The same point can be demonstrated by reference to the potential evils of the "creep factor" argument raised earlier in a different context. The construction of subsection (3A) which I have espoused offers a principled way of addressing the situation presented by successive modifications that gradually increase the height of a building in a way that is substantial when the original approval is compared with the development embodied in the latest modification proposal. In my view the consent authority is permitted, indeed bound, to assess the environmental impact of the cumulative effect of prior modifications when addressing the latest modification application. …”

  1. The alternative view, Mason P observes in Michael Standley, at [476] is:

“…unrealistic and potentially unreasonable because a particular development may have to be viewed as a whole before its impact upon the amenity of a neighbourhood can possibly be gauged.

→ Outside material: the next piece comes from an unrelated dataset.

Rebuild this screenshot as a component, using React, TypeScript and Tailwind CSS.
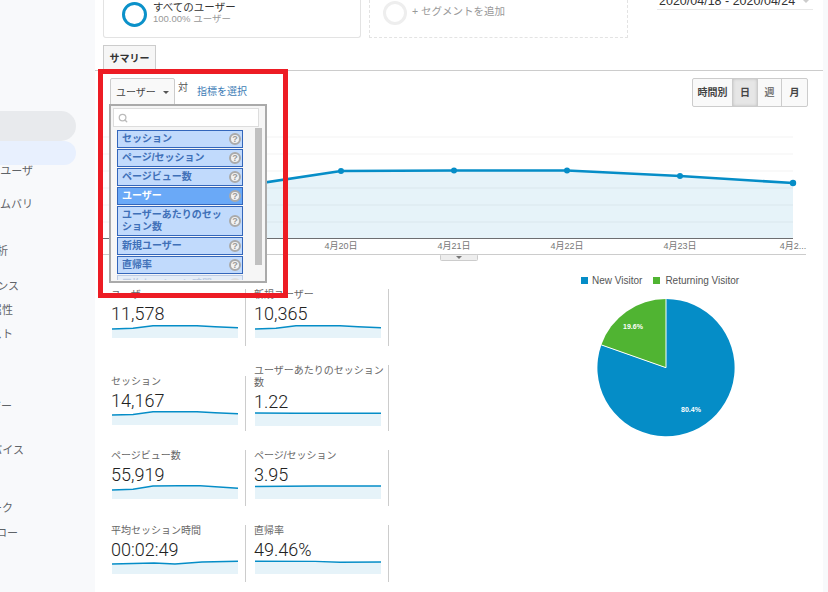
import { Search } from 'lucide-react';

const JP = "font-['Liberation_Sans','Noto_Sans_CJK_JP',sans-serif]";

const NAV = [
  { label: 'アクティブ ユーザ', cls: '-mt-px w-[33px]' },
  { label: 'ライフタイムバリ', cls: 'mt-[19px] w-[33px]' },
  { label: 'コホート分析', cls: 'mt-[33px] w-[8px]' },
  { label: 'オーディエンス', cls: 'mt-[21px] w-[19px]' },
  { label: 'ユーザー属性', cls: 'mt-[10px] w-[13px]' },
  { label: 'インタレスト', cls: 'mt-[10px] w-[13px]' },
  { label: 'テクノロジー', cls: 'mt-[58px] w-[12px]' },
  { label: 'モバイル デバイス', cls: 'mt-[30px] w-[24px]' },
  { label: 'ベンチマーク', cls: 'mt-[44px] w-[13px]' },
  { label: 'ユーザー フロー', cls: 'mt-[11px] w-[18px]' },
];

const METRIC_OPTIONS = [
  { label: 'セッション', cls: 'h-[18px]' },
  { label: 'ページ/セッション', cls: 'h-[18px]' },
  { label: 'ページビュー数', cls: 'h-[18px]' },
  { label: 'ユーザー', cls: 'h-[18px]', active: true },
  { label: 'ユーザーあたりのセッション数', cls: 'h-[30px]' },
  { label: '新規ユーザー', cls: 'h-[18px]' },
  { label: '直帰率', cls: 'h-[18px]' },
  { label: '平均セッション時間', cls: 'h-[18px] opacity-30' },
];

const METRICS = [
  { label: 'ユーザー', value: '11,578', cls: 'h-[57px]', pts: '0,5 21,4.3 41,1.7 85,1.7 103,2.7 126,3.7' },
  { label: '新規ユーザー', value: '10,365', cls: 'h-[57px]', pts: '0,5 21,4.3 41,1.7 85,1.7 103,2.7 126,3.7' },
  { label: 'セッション', value: '14,167', cls: 'h-[55px]', pts: '0,4 21,3.5 41,0.8 85,0.8 103,1.8 126,2.8' },
  { label: 'ユーザーあたりのセッション数', value: '1.22', cls: 'h-[66px]', pts: '0,1 40,1.3 126,1.2' },
  { label: 'ページビュー数', value: '55,919', cls: 'h-[56px]', pts: '0,5 21,4.3 41,1 85,0.5 126,3.3' },
  { label: 'ページ/セッション', value: '3.95', cls: 'h-[56px]', pts: '0,1.5 60,1 126,1' },
  { label: '平均セッション時間', value: '00:02:49', cls: 'h-[57px]', pts: '0,4 42,3 63,4 90,2 126,1.3' },
  { label: '直帰率', value: '49.46%', cls: 'h-[57px]', pts: '0,1.3 60,1.4 85,2.2 126,2' },
];

function Sparkline({ pts }: { pts: string }) {
  return (
    <svg width="127" height="14" viewBox="0 0 127 14" className="block ml-px">
      <polygon points={`0,14 ${pts} 126,14`} fill="#e6f3f9" />
      <polyline points={pts} fill="none" stroke="#058dc7" strokeWidth="1.4" />
    </svg>
  );
}

function MainChart() {
  const line = '115,196 228,188 341,171 454,170.5 567,170.5 680,176 793,183';
  const labels = [
    { x: 341, t: '4月20日' },
    { x: 454, t: '4月21日' },
    { x: 567, t: '4月22日' },
    { x: 680, t: '4月23日' },
    { x: 793, t: '4月2...' },
  ];
  return (
    <svg width="728" height="142" viewBox="95 120 728 142" className="block mt-[13px]">
      {[137, 154, 171, 188, 205, 222].map((y) => (
        <line key={y} x1="103" x2="793" y1={y} y2={y} stroke="#f3f3f3" />
      ))}
      <polygon points={`115,238 ${line} 793,238`} fill="#058dc7" fillOpacity="0.1" />
      <polyline points={line} fill="none" stroke="#058dc7" strokeWidth="2.6" />
      {[341, 454, 567, 680].map((x, i) => (
        <circle key={x} cx={x} cy={[171, 170.5, 170.5, 176][i]} r="3" fill="#058dc7" />
      ))}
      <circle cx="793" cy="183" r="3.2" fill="#058dc7" />
      <line x1="103" x2="793" y1="238.5" y2="238.5" stroke="#6d6e71" />
      {labels.map((l) => (
        <text key={l.x} x={l.x} y="248.5" textAnchor="middle" fontSize="9" fill="#777" fontFamily="Liberation Sans, Noto Sans CJK JP, sans-serif">
          {l.t}
        </text>
      ))}
      <line x1="103" x2="806" y1="254.5" y2="254.5" stroke="#ccc" />
      <rect x="440.5" y="254.5" width="37" height="6" rx="1" fill="#eee" stroke="#ccc" />
      <polygon points="456,256 462,256 459,259" fill="#777" />
    </svg>
  );
}

function PieChart() {
  return (
    <svg width="140" height="140" viewBox="596 298 140 140" className="block">
      <path d="M666 367.7 L666 299.1 A68.6 68.6 0 1 1 601.3 344.9 Z" fill="#058dc7" />
      <path d="M666 367.7 L601.3 344.9 A68.6 68.6 0 0 1 666 299.1 Z" fill="#50b432" />
      <path d="M601.3 344.9 L666 367.7 L666 299.1" fill="none" stroke="#fff" strokeWidth="1" />
      <text x="633" y="328.5" textAnchor="middle" fontSize="7" fontWeight="700" fill="#fff" fontFamily="Liberation Sans, sans-serif">19.6%</text>
      <text x="691" y="412" textAnchor="middle" fontSize="7" fontWeight="700" fill="#fff" fontFamily="Liberation Sans, sans-serif">80.4%</text>
    </svg>
  );
}

function HelpIcon() {
  return (
    <span className="flex items-center justify-center w-[12px] h-[12px] shrink-0 rounded-full bg-[#f2f2f2] border-2 border-[#aaa] text-[9px] leading-none font-bold text-[#999]">
      ?
    </span>
  );
}

export default function App() {
  return (
    <div className={`flex w-[828px] h-[592px] overflow-hidden bg-white text-[#333] ${JP}`}>
      {/* sidebar, cropped on the left */}
      <aside className="w-[95px] shrink-0 bg-[#f8f9fb] pt-[111px]">
        <div className="w-[76px] h-[30px] bg-[#e8eaed] rounded-r-[15px]" />
        <div className="w-[76px] h-[24px] bg-[#e8f0fe] rounded-r-[12px]" />
        {NAV.map((n) => (
          <div key={n.label} className={`flex justify-end overflow-hidden h-[14px] items-center text-[11px] text-[#5f6368] ${n.cls}`}>
            <span className="shrink-0 whitespace-nowrap">{n.label}</span>
          </div>
        ))}
      </aside>

      <main className="relative w-[728px] shrink-0">
        {/* segments + date */}
        <div className="flex h-[38px] pl-2 overflow-hidden">
          <div className="flex items-start gap-[6px] w-[258px] h-[38px] pt-[1px] pl-[18px] border-x border-b border-[#e3e3e3] rounded-b-[3px]">
            <span className="mt-[1px] w-[25px] h-[25px] rounded-full border-[3.5px] border-[#0b91c9]" />
            <div>
              <div className="text-[10.5px] leading-[12px] text-[#333]">すべてのユーザー</div>
              <div className="text-[9.5px] leading-[12px] text-[#999]">100.00% ユーザー</div>
            </div>
          </div>
          <div className="flex items-start gap-[5px] ml-2 w-[259px] h-[38px] pl-[13px] border-r border-b border-l border-dashed border-[#e3e3e3]">
            <span className="mt-[1px] w-[24px] h-[24px] rounded-full border-[3px] border-[#eeeeee]" />
            <span className="text-[10.5px] leading-[22px] text-[#999]">+ セグメントを追加</span>
          </div>
          <div className="ml-[29px] w-[156px] h-[10px] border-b border-[#e8e8e8] flex justify-between items-start">
            <span className="-mt-[6px] ml-[2px] text-[12.5px] leading-[14px] text-[#333] whitespace-nowrap">2020/04/18 - 2020/04/24</span>
            <span className="mr-[4px] w-0 h-0 border-x-[3px] border-x-transparent border-t-[3px] border-t-[#ccc]" />
          </div>
        </div>

        {/* tab */}
        <div className="mt-[7px] h-[26px] pl-2 border-b border-[#ccc]">
          <div className="flex items-center justify-center w-[53px] h-[26px] bg-[#f6f6f6] border border-b-0 border-[#ccc] text-[10px] font-bold text-[#333]">
            サマリー
          </div>
        </div>

        {/* chart controls */}
        <div className="flex justify-between items-start h-[29px] mt-[7px] pl-[15px] pr-[15px]">
          <div className="flex items-start">
            <div className="flex items-center justify-between w-[65px] h-[27px] pt-px px-[5px] bg-[#f9f9f9] border border-[#ccc] rounded-t-[2px] text-[10px] text-[#444]">
              <span>ユーザー</span>
              <span className="w-0 h-0 border-x-[3px] border-x-transparent border-t-[3px] border-t-[#555]" />
            </div>
            <span className="ml-[3px] mt-[4px] text-[10px] leading-[12px] text-[#555]">対</span>
            <span className="ml-[9px] mt-[8px] text-[10px] leading-[12px] text-[#3d7cb5]">指標を選択</span>
          </div>
          <div className="flex w-[116px] h-[29px] border border-[#ccc] rounded-[2px] text-[10px] font-bold text-[#444] bg-[#f9f9f9]">
            <span className="flex items-center justify-center w-[40px] border-r border-[#ccc]">時間別</span>
            <span className="flex items-center justify-center w-[25px] border-r border-[#ccc] bg-[#e6e6e6] shadow-[inset_0_0_3px_#bbb]">日</span>
            <span className="flex items-center justify-center w-[24px] border-r border-[#ccc] text-[#777]">週</span>
            <span className="flex items-center justify-center flex-1">月</span>
          </div>
        </div>

        <MainChart />

        {/* metrics and pie */}
        <div className="flex">
          <div className="ml-2 mt-[27px] grid grid-cols-[143px_143px] gap-y-[19px] items-end">
            {METRICS.map((m) => (
              <div key={m.label} className={`pl-2 pr-1 border-r border-[#ccc] ${m.cls}`}>
                <div className="text-[10px] leading-[12px] text-[#666]">{m.label}</div>
                <div className="font-['Roboto',sans-serif] font-light text-[18px] leading-[21px] mt-[2px] text-[#222]">{m.value}</div>
                <Sparkline pts={m.pts} />
              </div>
            ))}
          </div>
          <div className="ml-[192px] flex flex-col">
            <div className="flex items-center h-[12px] mt-[12px] text-[10px] text-[#555]">
              <span className="w-[7px] h-[7px] bg-[#058dc7]" />
              <span className="ml-[4px]">New Visitor</span>
              <span className="ml-[11px] w-[7px] h-[7px] bg-[#50b432]" />
              <span className="ml-[5px]">Returning Visitor</span>
            </div>
            <div className="mt-[12px] ml-[15px]">
              <PieChart />
            </div>
          </div>
        </div>

        {/* open metric picker, over the chart */}
        <div className="absolute left-[14px] top-[104px] w-[158px] h-[179px] overflow-hidden bg-[#f6f6f6] border-2 border-[#aaa]">
          <div className="flex items-center ml-[2px] mt-[2px] w-[146px] h-[19px] bg-white border border-[#ddd] pl-[4px]">
            <Search size={10} className="text-[#bbb]" strokeWidth={3} />
          </div>
          <div className="flex flex-col gap-px ml-[6px] w-[126px] mt-[3px] h-[150px] overflow-hidden">
            {METRIC_OPTIONS.map((o) => (
              <div
                key={o.label}
                className={`flex items-center justify-between shrink-0 gap-1 pl-[4px] pr-[1px] border border-[#3366bb] text-[10px] leading-[12px] font-bold ${o.cls} ${
                  o.active ? 'bg-[#6aa9f7] text-white' : 'bg-[#c1dafc] text-[#3f70b8]'
                }`}
              >
                <span>{o.label}</span>
                <HelpIcon />
              </div>
            ))}
          </div>
          <div className="absolute left-[144px] top-[22px] w-[7px] h-[137px] bg-[#c0c0c0]" />
        </div>

        {/* red annotation */}
        <div className="absolute left-[3px] top-[69px] w-[190px] h-[229px] border-[5px] border-[#ed1c24] pointer-events-none" />
      </main>

      <div className="flex-1 bg-[#f8f9fb]" />
    </div>
  );
}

For example, a modification which introduces greater usage of a high rise development may necessitate additional lift facilities. It would be unrealistic to consider the modification if hamstrung by the existing consent's provision for lifts.”

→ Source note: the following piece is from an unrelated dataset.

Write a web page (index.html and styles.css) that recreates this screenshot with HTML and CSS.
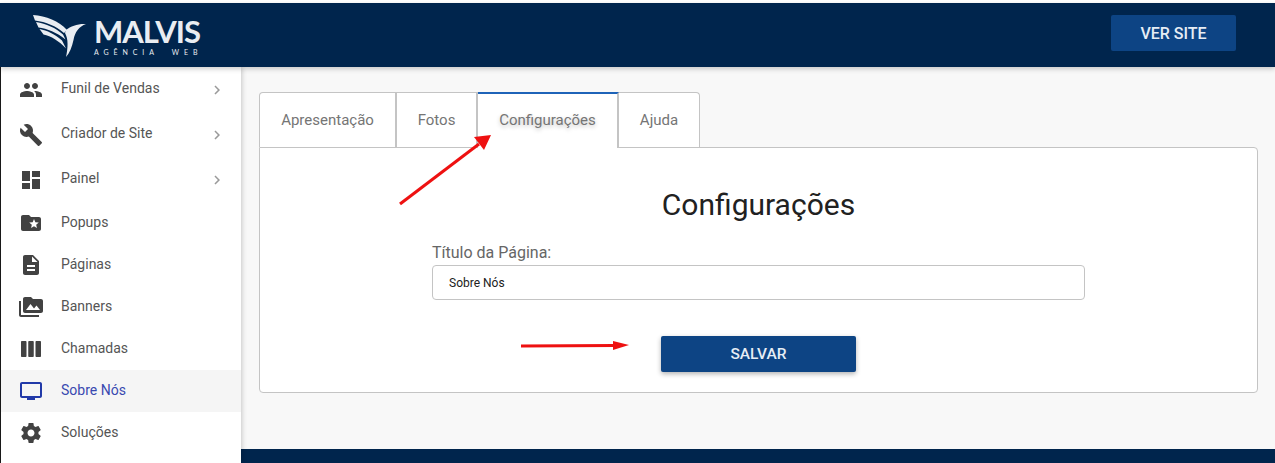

  1. Reference to subs 3A, at [100], is a reference to s 102(3A) of the EPA Act in the form it was when considered by Mason P. It is found in a virtually identical form at s 4.55(3) in the EPA Act current at the date of this decision.

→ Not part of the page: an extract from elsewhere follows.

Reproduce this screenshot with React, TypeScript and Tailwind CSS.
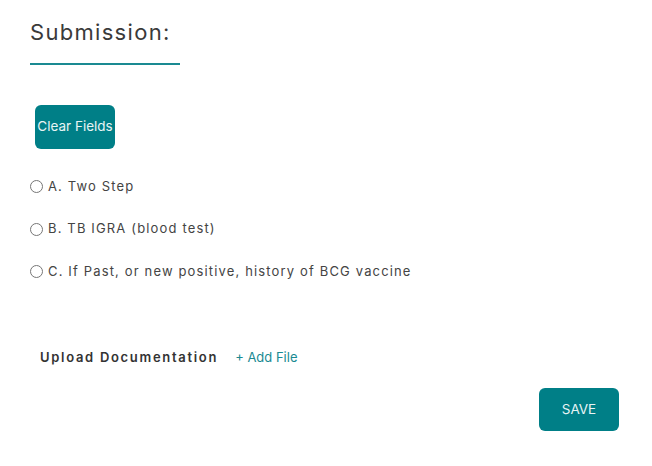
export default function App() {
  const options = [
    'A. Two Step',
    'B. TB IGRA (blood test)',
    'C. If Past, or new positive, history of BCG vaccine',
  ]
  return (
    <div
      className="h-[466px] w-[652px] bg-white pl-[30px] pt-[16px] text-[#333]"
      style={{ fontFamily: 'Inter, "Noto Sans", sans-serif' }}
    >
      <h2 className="text-[22px] leading-[32px] tracking-[1.3px] text-[#3a3a3a]">Submission:</h2>
      <div className="mt-[15px] h-[1.5px] w-[150px] bg-[#1a8a92]" />
      <button
        type="button"
        className="ml-[5px] mt-[40px] flex h-[44px] w-[80px] items-center justify-center rounded-[6px] bg-[#007f87] text-[13.5px] text-[#e8f4f5]"
      >
        Clear Fields
      </button>
      <div className="mt-[28px] flex flex-col gap-[22.5px]">
        {options.map((o) => (
          <label key={o} className="flex h-[20px] items-center gap-[5px] text-[13px] tracking-[1.15px] text-[#444]">
            <input type="radio" name="sub" className="h-[13px] w-[13px]" />
            <span>{o}</span>
          </label>
        ))}
      </div>
      <div className="ml-[10px] mt-[66px] flex items-center gap-[17px] text-[13px]">
        <span className="font-semibold tracking-[1.7px] text-[#333]">Upload Documentation</span>
        <span className="text-[#1a8a92]">+ Add File</span>
      </div>
      <div className="mt-[21px] flex pr-[33px] justify-end">
        <button
          type="button"
          className="flex h-[43px] w-[80px] items-center justify-center rounded-[6px] bg-[#007f87] text-[13.5px] text-[#e8f4f5]"
        >
          SAVE
        </button>
      </div>
    </div>
  )
}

  2. In my view, there is no risk of creep in the circumstances of this case as the modification application is a modification proposed to the original consent. Should another modification application or applications be lodged sometime in the future that would seek to further modify the development, the text of the provision at s 4.55(3) requires those matters at s 4.15 of the EPA Act as are of relevance to be considered.

  3. In the circumstances of this case, the Respondent argues that the Applicant ‘walks back’ agreement as to the number of car parking spaces appropriate in the basement.

  4. The Court has considered the number now proposed to be modified, which is greater than the number for which consent was granted in the original consent. The Court has also, in considering the proposed change to the number of car parking spaces in the basement, considered the provisions of s 2.122 of State Environmental Planning Policy (Transport and Infrastructure) 2021, in accordance with s 4.15(1)(a)(i) of the EPA Act, and the car parking rates found in the WDCP 2006 and the WDCP 2023, in accordance with s 4.15(1)(a)(iii) of the EPA Act.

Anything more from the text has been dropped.